Adi Alter and Eddie Neuwirth, Ex Libris
The following is the first in a series of blog posts exploring the difficulties involved in research management and some possible solutions.
Academia is both the incubator and the home of research. Needless to say, this is a truly complicated calling.
The success of the research process is naturally dependent on the quality of the data available, its breadth and comprehensiveness, and the tools used to manage it. This includes effective data and metadata management, a robust repository, analytics, and reporting across departments, institutions, groups and individuals, as well as compliance with relevant mandates.

There is thus a growing need for a new approach to research services that is integrated, data-driven, and scalable.
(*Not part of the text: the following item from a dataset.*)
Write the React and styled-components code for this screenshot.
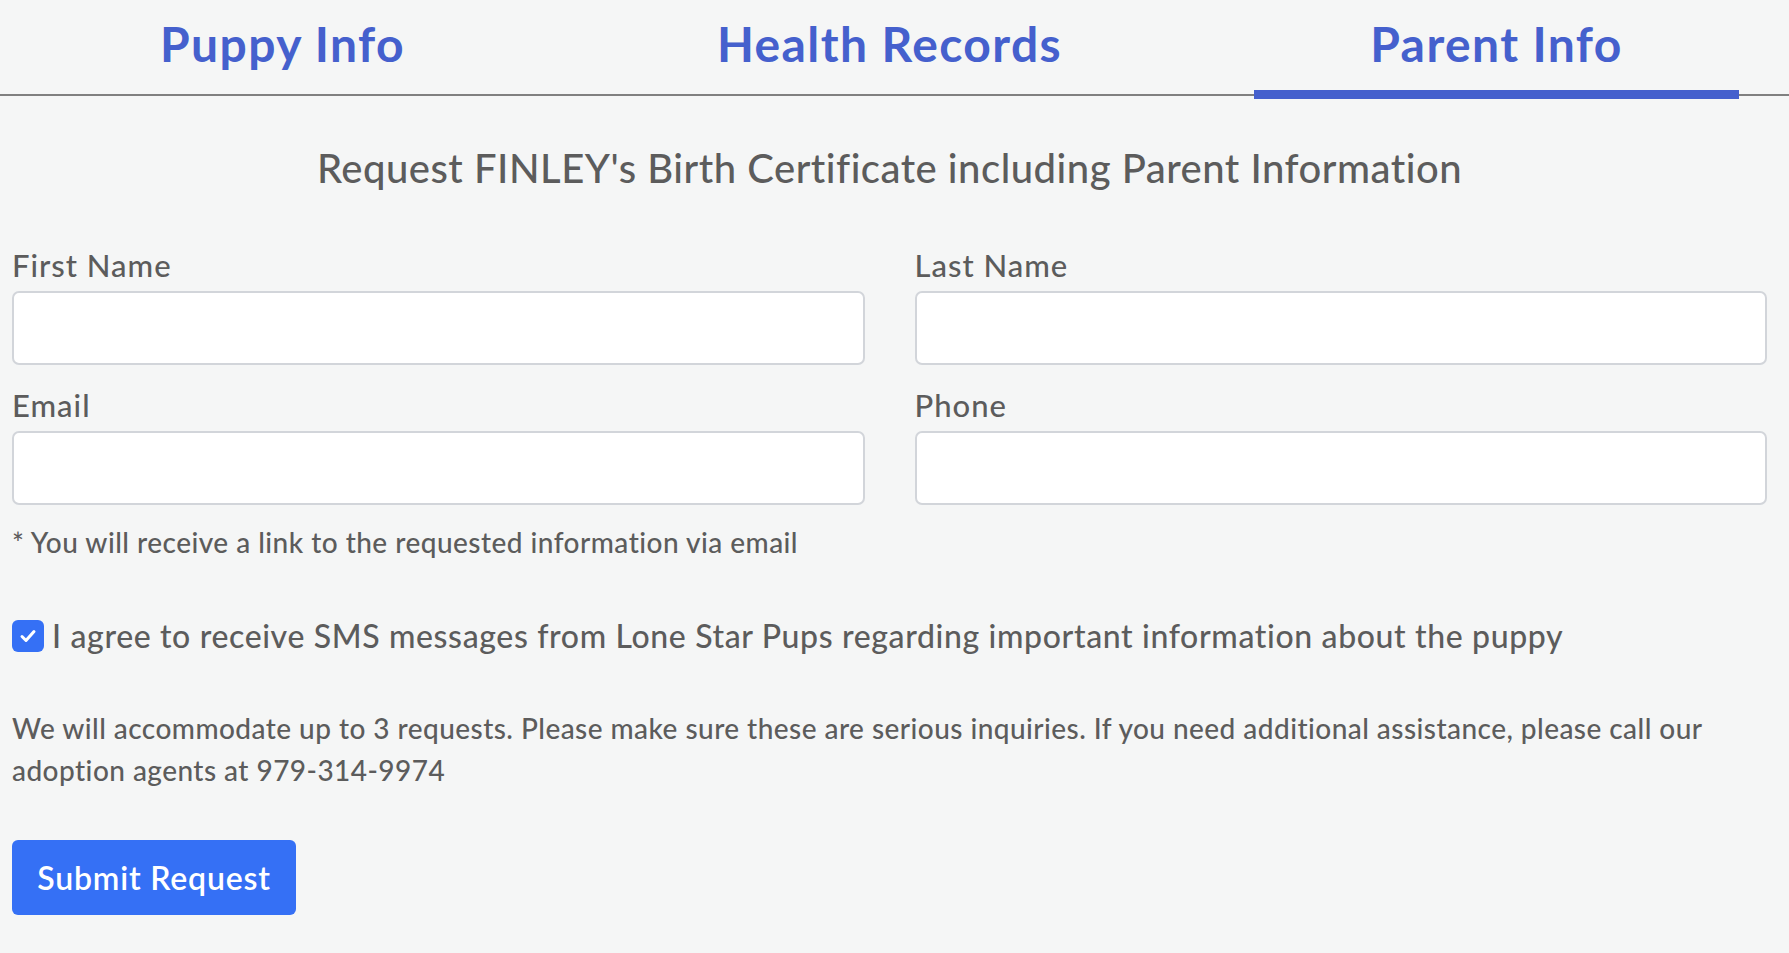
import React from "react";
import styled, { createGlobalStyle } from "styled-components";

const Global = createGlobalStyle`
  html, body { margin: 0; padding: 0; background: #f5f6f6; overflow-x: hidden; }
  body { font-family: "Lato", "Noto Sans", sans-serif; color: #5e5e5e; }
  * { box-sizing: border-box; }
`;

const Page = styled.div`
  min-height: 953px;
  background: #f5f6f6;
`;

const Header = styled.div`
  border-bottom: 2px solid #808080;
`;

const TabRow = styled.div`
  display: grid;
  grid-template-columns: repeat(3, 607px);
  margin-left: -21px;
  height: 94px;
`;

const Tab = styled.div`
  position: relative;
  display: flex;
  align-items: center;
  justify-content: center;
  padding-bottom: 8px;
  font-size: 48px;
  font-weight: 700;
  color: #4560cd;
  letter-spacing: 1.4px;
  &::after {
    content: "";
    display: ${(p) => (p.$active ? "block" : "none")};
    position: absolute;
    left: 10%;
    right: 10%;
    bottom: -5px;
    height: 9px;
    background: #4560cd;
  }
`;

const Content = styled.div`
  padding: 0 22px 0 12px;
`;

const Title = styled.h2`
  margin: 47px 0 0;
  text-align: center;
  font-size: 40px;
  line-height: 50px;
  font-weight: 500;
  letter-spacing: 0.5px;
  color: #5c5c5c;
`;

const FormGrid = styled.div`
  display: grid;
  grid-template-columns: 1fr 1fr;
  column-gap: 50px;
  row-gap: 22px;
  margin-top: 54px;
`;

const Field = styled.div`
  display: flex;
  flex-direction: column;
`;

const Label = styled.label`
  font-size: 31px;
  line-height: 36px;
  font-weight: 500;
  letter-spacing: 1px;
  color: #5c5c5c;
  margin-bottom: 8px;
`;

const Input = styled.input`
  height: 74px;
  width: 100%;
  background: #ffffff;
  border: 2px solid #d2d5da;
  border-radius: 7px;
  font-family: inherit;
  font-size: 26px;
  padding: 0 16px;
  outline: none;
`;

const Note = styled.p`
  margin: 20px 0 0;
  font-size: 28px;
  line-height: 34px;
  font-weight: 500;
  letter-spacing: 0.47px;
  color: #5c5c5c;
`;

const CheckRow = styled.label`
  display: flex;
  align-items: center;
  gap: 8px;
  margin-top: 61px;
  font-size: 32px;
  font-weight: 500;
  letter-spacing: 0.63px;
  color: #5c5c5c;
  line-height: 32px;
`;

const CheckBox = styled.span`
  width: 32px;
  height: 32px;
  flex: none;
  border-radius: 6px;
  background: #3570f5;
  display: flex;
  align-items: center;
  justify-content: center;
`;

const Para = styled.p`
  margin: 55px 0 0;
  font-size: 28px;
  line-height: 42px;
  font-weight: 500;
  letter-spacing: 0.45px;
  color: #5c5c5c;
`;

const Button = styled.button`
  margin-top: 49px;
  width: 284px;
  height: 75px;
  border: none;
  border-radius: 6px;
  background: #3570f5;
  color: #ffffff;
  font-family: inherit;
  font-size: 32px;
  font-weight: 600;
  letter-spacing: 0.8px;
  cursor: pointer;
`;

export default function App() {
  return (
    <Page>
      <Global />
      <Header>
        <TabRow>
          <Tab>Puppy Info</Tab>
          <Tab>Health Records</Tab>
          <Tab $active>Parent Info</Tab>
        </TabRow>
      </Header>
      <Content>
        <Title>Request FINLEY's Birth Certificate including Parent Information</Title>
        <FormGrid>
          <Field>
            <Label>First Name</Label>
            <Input type="text" />
          </Field>
          <Field>
            <Label>Last Name</Label>
            <Input type="text" />
          </Field>
          <Field>
            <Label>Email</Label>
            <Input type="email" />
          </Field>
          <Field>
            <Label>Phone</Label>
            <Input type="tel" />
          </Field>
        </FormGrid>
        <Note>* You will receive a link to the requested information via email</Note>
        <CheckRow>
          <CheckBox>
            <svg width="20" height="20" viewBox="0 0 20 20" fill="none">
              <path d="M4 10.5 L8 14.5 L16 5.5" stroke="#ffffff" strokeWidth="3" strokeLinecap="round" strokeLinejoin="round" />
            </svg>
          </CheckBox>
          I agree to receive SMS messages from Lone Star Pups regarding important information about the puppy
        </CheckRow>
        <Para>
          We will accommodate up to 3 requests. Please make sure these are serious inquiries. If you need additional assistance, please call our adoption agents at 979-314-9974
        </Para>
        <Button>Submit Request</Button>
      </Content>
    </Page>
  );
}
Moreover, the entire research lifecycle—from obtaining grants, to curating research data, to keeping track of this data, and finally to disseminating and publishing findings in peer-reviewed journals—should be an organized, efficient, and coherent process. Yet, in too many cases, that expectation is, to put it generously, unmet. Why?
The Current Obstacles to Integrated Management
Typically, research data and management functions are spread across several administrative and academic departments as well as across third-party repositories, each with its own siloed systems. This is the source of the informational and workflow disconnects, unnecessarily duplicated efforts, and inconsistency affecting institutions’ ability to manage data and render it available to users across the institution.
The different systems used to maintain and manage data lead to great variations in the quality and completeness of data and metadata. This can hamper robustness and make some research inaccessible. Correlation between data sets and outputs becomes difficult when they are increasingly diverse in nature. In addition, distribution of these datasets is complex when they may be subject to unique restrictions on visibility or to specific regulations governing dissemination.
Disruptions caused by uneven technology standards across systems or homegrown solutions is contributing to sustainability issues within research management, and inability to maintain complex integrations over time.
The complexity of research management is amplified due to the many types of research source material available today – and its rapidly expanding variations. This includes previous academic work and original research, external resources and in-house source material, finalized analysis and “in-process” data still being collected, organized, or adopted. Known collectively as research assets, these resources include publications (academic and scientific writing of all kinds); creative work (e.g. multimedia, art, music, novels); research data (the raw material of the scientific method); and processes (how research data and publications are handled).
A Growing Need for a Solution
The result of all of these factors is a wide range of workflows and technological workarounds. Faced with this reality, many academics recognize that systematic, coherent, and coordinated institutional information management throughout the research journey is necessary to eliminate duplication of effort and reduce the burden for everyone involved in the process.
There is thus a growing need for a new approach to research services that is integrated, data-driven, and scalable.